### REQUIREMENTS
Pick out each line containing the string "styles".

### RECORDS TO USE
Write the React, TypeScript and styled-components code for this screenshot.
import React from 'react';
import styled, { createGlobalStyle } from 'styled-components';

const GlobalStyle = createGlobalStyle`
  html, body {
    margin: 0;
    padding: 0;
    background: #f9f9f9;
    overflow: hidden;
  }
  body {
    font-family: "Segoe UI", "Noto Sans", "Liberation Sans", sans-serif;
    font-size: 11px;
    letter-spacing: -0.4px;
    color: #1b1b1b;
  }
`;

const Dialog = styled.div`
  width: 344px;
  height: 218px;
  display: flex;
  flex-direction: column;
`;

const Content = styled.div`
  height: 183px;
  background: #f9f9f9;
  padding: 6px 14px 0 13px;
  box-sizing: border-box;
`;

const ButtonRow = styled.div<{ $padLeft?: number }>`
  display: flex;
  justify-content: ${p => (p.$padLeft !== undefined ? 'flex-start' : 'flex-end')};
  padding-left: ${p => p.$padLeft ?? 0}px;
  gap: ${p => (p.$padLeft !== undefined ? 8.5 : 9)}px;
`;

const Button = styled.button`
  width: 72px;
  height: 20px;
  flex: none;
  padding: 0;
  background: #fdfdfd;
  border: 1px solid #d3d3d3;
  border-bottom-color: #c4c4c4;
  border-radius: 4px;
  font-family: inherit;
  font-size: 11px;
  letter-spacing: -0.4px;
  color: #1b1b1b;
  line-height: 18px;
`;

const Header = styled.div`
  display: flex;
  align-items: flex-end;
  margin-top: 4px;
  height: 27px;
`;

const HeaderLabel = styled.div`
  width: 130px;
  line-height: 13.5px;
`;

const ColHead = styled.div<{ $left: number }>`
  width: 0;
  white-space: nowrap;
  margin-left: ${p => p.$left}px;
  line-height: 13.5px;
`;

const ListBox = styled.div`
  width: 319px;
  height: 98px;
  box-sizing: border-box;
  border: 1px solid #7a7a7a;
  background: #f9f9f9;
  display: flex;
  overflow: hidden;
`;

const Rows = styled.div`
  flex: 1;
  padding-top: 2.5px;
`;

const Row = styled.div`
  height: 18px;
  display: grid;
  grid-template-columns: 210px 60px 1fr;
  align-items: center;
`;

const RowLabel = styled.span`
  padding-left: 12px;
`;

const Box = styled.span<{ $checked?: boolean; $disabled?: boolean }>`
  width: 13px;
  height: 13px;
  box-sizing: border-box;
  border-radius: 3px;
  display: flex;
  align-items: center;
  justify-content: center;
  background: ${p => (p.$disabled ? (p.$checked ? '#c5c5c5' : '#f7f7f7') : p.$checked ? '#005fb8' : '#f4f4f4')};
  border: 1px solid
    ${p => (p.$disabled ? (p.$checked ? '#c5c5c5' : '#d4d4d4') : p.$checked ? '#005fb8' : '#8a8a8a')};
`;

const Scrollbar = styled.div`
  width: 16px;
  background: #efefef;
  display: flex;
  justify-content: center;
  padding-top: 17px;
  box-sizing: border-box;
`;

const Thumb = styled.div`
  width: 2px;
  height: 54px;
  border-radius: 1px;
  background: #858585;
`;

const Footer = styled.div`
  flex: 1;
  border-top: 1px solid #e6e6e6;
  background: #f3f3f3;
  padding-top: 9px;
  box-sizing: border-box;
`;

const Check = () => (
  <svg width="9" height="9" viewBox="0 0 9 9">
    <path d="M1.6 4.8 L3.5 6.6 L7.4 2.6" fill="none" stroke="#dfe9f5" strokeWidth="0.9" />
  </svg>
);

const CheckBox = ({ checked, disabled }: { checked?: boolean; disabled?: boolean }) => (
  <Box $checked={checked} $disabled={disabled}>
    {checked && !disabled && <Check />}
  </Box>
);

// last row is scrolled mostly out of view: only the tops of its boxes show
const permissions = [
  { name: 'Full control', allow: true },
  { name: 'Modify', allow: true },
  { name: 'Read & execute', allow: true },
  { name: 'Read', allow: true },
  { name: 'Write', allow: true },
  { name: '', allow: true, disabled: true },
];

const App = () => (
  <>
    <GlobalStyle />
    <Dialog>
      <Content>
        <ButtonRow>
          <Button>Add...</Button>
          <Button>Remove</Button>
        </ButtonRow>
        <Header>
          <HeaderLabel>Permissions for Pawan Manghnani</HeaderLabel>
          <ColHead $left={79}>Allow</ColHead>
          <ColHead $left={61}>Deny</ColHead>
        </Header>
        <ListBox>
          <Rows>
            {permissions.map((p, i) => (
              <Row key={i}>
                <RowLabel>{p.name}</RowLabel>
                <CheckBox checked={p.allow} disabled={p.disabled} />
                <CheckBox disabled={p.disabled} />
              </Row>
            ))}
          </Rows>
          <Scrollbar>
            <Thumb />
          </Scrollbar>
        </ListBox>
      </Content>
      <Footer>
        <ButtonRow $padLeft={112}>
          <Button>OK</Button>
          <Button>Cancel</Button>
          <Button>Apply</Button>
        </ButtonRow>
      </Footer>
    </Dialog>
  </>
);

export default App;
---
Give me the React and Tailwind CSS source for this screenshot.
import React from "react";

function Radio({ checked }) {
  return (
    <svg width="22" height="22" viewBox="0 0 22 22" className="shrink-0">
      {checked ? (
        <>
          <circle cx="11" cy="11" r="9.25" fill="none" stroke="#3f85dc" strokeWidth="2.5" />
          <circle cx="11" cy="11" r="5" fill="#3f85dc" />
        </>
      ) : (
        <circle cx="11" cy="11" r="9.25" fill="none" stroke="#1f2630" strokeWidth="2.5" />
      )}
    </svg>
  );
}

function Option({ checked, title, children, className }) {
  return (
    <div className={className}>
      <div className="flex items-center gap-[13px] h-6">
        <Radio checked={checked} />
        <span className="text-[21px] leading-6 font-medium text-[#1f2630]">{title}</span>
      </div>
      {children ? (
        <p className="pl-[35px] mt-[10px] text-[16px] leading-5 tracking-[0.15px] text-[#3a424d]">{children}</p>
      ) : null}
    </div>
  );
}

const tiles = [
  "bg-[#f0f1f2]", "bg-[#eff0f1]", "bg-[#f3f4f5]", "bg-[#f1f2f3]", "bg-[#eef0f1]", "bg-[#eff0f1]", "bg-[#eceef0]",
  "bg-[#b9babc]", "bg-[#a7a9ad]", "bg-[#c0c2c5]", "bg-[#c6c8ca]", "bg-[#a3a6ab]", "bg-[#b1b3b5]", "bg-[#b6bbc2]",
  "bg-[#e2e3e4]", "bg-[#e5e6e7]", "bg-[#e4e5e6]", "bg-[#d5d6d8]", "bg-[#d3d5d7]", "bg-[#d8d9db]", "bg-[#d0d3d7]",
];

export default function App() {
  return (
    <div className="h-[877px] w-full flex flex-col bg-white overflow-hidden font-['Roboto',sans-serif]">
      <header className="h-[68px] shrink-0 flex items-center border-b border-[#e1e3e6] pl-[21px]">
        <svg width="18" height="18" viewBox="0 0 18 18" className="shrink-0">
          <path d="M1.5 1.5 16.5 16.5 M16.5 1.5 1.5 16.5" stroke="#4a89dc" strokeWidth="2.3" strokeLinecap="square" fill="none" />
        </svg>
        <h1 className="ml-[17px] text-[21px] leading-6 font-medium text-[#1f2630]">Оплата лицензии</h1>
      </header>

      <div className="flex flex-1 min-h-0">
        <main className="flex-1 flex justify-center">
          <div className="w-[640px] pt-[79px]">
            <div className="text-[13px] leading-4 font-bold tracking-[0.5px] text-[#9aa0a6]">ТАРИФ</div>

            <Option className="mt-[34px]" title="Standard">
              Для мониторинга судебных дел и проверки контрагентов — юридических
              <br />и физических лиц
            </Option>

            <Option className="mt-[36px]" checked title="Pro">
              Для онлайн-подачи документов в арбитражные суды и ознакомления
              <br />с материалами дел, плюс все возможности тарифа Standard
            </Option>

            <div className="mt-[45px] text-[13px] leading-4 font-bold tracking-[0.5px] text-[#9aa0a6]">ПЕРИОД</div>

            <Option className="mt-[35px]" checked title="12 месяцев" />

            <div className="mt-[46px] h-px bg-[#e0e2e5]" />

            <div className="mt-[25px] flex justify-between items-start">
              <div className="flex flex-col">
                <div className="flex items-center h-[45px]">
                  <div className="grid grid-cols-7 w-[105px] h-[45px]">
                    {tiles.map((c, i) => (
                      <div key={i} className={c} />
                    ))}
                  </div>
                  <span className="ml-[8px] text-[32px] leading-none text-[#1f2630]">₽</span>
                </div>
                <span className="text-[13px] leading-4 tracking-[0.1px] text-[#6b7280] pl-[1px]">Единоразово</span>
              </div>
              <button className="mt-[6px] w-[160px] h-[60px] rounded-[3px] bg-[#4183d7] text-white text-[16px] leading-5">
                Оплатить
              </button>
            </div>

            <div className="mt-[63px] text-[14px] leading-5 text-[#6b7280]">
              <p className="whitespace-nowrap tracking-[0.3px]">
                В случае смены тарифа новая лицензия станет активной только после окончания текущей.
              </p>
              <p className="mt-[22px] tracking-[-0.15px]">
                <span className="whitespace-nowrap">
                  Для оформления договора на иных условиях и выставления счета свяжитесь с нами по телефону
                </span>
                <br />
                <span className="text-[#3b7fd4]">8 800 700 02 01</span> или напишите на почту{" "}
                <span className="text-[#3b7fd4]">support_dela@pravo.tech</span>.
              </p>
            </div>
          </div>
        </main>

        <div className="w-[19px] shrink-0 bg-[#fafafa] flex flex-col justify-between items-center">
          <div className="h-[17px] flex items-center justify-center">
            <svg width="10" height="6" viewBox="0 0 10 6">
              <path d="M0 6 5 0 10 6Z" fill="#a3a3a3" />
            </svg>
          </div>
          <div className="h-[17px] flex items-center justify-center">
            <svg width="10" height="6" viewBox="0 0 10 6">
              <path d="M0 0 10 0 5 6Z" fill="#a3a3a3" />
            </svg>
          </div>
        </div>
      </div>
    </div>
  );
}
* * *
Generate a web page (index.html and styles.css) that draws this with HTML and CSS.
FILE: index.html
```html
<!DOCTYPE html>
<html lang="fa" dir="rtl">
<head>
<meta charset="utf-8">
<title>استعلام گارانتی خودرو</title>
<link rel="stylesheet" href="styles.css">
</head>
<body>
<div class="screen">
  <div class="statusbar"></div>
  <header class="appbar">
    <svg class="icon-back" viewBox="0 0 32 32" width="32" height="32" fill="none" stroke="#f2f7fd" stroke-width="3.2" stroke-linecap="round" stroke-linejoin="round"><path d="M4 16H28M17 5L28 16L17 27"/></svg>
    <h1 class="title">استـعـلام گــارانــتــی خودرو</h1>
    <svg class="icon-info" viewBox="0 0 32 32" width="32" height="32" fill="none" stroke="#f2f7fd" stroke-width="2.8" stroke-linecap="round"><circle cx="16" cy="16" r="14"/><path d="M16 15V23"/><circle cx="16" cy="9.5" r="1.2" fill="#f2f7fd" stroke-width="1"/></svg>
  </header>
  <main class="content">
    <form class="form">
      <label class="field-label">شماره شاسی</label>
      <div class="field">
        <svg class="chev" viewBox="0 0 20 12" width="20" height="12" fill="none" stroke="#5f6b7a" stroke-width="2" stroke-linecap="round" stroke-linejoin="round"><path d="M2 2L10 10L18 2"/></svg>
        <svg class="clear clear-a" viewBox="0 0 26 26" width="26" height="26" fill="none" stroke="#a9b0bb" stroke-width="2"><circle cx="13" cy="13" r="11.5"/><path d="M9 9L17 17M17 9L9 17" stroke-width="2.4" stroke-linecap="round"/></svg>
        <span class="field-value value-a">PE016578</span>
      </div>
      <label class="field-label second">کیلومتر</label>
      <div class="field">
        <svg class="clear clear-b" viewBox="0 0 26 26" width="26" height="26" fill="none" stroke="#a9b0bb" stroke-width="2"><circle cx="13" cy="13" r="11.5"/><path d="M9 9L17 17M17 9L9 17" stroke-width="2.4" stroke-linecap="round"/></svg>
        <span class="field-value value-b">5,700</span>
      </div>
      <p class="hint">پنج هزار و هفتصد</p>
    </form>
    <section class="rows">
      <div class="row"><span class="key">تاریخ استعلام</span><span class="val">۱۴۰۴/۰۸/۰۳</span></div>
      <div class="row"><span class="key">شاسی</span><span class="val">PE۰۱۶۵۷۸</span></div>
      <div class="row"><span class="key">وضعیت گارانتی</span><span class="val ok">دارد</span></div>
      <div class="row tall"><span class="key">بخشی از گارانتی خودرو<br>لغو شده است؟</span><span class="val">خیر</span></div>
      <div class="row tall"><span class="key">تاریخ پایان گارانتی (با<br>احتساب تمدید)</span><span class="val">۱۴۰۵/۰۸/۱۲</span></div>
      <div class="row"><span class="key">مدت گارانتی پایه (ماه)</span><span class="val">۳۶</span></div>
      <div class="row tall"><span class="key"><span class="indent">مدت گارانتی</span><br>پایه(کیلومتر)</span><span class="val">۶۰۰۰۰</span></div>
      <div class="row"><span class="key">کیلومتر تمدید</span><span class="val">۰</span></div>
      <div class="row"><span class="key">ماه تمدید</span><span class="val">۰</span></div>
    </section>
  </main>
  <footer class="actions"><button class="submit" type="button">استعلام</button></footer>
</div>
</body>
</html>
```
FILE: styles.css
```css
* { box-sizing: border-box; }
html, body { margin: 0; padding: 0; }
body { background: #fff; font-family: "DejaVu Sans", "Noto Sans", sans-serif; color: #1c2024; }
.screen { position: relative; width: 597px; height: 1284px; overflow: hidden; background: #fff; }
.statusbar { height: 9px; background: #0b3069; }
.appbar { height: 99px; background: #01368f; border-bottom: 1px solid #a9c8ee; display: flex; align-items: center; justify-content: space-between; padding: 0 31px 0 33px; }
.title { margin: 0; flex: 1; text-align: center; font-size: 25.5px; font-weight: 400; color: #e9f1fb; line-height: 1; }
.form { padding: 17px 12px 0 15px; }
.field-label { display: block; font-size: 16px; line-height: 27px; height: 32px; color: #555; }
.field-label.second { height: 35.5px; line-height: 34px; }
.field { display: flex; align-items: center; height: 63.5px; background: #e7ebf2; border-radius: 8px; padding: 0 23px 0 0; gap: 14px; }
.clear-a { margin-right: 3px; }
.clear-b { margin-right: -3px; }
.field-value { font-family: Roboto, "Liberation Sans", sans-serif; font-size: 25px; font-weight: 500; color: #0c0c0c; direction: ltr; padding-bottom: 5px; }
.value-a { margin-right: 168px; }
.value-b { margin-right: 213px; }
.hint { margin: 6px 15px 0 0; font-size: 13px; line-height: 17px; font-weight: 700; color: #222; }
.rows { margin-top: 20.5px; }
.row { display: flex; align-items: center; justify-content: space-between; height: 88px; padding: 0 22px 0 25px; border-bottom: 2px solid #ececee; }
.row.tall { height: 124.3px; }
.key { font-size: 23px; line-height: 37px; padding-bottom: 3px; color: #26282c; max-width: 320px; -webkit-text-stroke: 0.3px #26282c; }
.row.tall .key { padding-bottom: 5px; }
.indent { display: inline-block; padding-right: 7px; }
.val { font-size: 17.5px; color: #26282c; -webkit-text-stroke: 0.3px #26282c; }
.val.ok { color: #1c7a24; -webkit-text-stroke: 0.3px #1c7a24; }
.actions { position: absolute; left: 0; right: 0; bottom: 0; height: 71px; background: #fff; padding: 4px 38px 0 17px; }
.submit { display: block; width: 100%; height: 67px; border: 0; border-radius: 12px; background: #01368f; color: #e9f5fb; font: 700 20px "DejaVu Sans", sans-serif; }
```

### SOLUTION TO THIS PROBLEM
Generate a web page (index.html and styles.css) that draws this with HTML and CSS.
<link rel="stylesheet" href="styles.css">
FILE: styles.css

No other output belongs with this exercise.